Dans les premiers siècles de l’ère chrétienne. la peinture paraît en décadence. La nouvelle religion proscrit tableaux et statues qu’elle considère comme des instruments de perversion. Un mouvement de réaction se produit et l’art renaît de ses cendres. Sous le règne de Constantin, il prend un développement considérable. On construit de superbes églises, de magnifiques palais, et la querelle des iconoclastes ne parvient pas à entraver ce bel essor. La domination de la maison macédonienne (867-1057) est aussi favorable à l’art. L’époque de décadence ne commence qu’au XIe siècle et se continue pendant les croisades. Dans ces temps troublés, la peinture semble complètement négligée.
L’art byzantin a surtout un caractère hiératique et ornemental, éloigné de la nature. Cependant certaines compositions empruntées à l’ancien et au nouveau Testament, telles que le Passage de la Mer rouge, Jésus apaisant les flots, la Pèche miraculeuse, devaient nécessairement reproduire la mer, et les peintures et les mosaïques qui ornaient les murs des palais impériaux représentaient parfois des paysages et des marines. Il ne nous reste rien de ces œuvres.

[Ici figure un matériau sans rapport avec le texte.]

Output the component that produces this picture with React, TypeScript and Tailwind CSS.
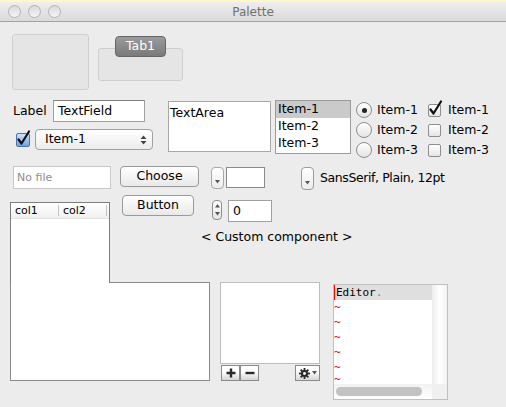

Au moyen âge, quelques miniatures de manuscrits reproduisent des navires et des combats navals. Citons celles de la Ricardienne, de la bibliothèque de Saint-Gall, de la bibliothèque nationale de Paris. Les fresques d’Andréa da Firenze, au Campo Santo de Pise, attribuées faussement à Simone Memmi, le tableau de Pietro Lorenzetti aux offices de Florence, sont aussi des spécimens de la peinture de marine à cette époque.